Have you ever had that happen? Has anything ever just knocked the wind out of you? Maybe physically, or emotionally? I've experienced both.
When I was about 10, my brothers and I were at my great-grandparent's house in Findley Lake, New York. We loved to play outside! We were playing baseball one day and I stood a little too close to my middle brother as he swung the bat around. He caught me right under the ribs, full swing, and POW! I was down on the ground! I will never forget that feeling, waiting for air... waiting... waiting... it felt like forever before I could take a breath! It was awful but I was lucky, no broken bones and I did breathe again!

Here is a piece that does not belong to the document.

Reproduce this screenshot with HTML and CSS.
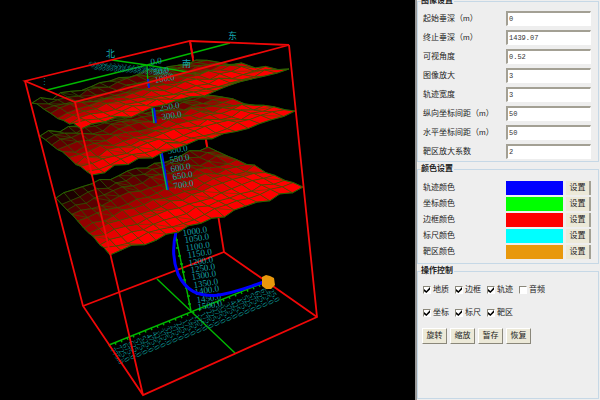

I have also emotionally had the wind knocked out of me, in hearing unexpected news that took me to my knees. Unfortunately this has happened more than once. In high school I met a boy named Lee. He worked part-time at my aunt and uncle's TV repair shop. We started hanging out after school sometimes, we were both in ROTC, and we soon became good friends. Because he was close to my uncle, we started joking that we were cousins. So, he became my cousin Lee. He joined the Army and moved away after high school but we stayed in touch. He met a girl, fell in love and wanted to marry her. We were all thrilled! One day I got a call from my aunt. Lee was dead. Just like that, he was dead. Dead. I couldn't breathe. My knees buckled and I hit the living room floor. When my breath returned I was sobbing hysterically. Lee had been driving back from seeing his girlfriend. He had just proposed to her that night. He fell asleep on the way back to his base and drove head-on into a tractor-trailer. My cousin Lee was gone forever.
I wish I could say my heart has never been broken, but that would be a lie. Each time, I've felt the wind get knocked out of me to some extent. Each time I get bad news, or sad news, I catch a whiff of that old familiar feeling. This time in my life is no exception.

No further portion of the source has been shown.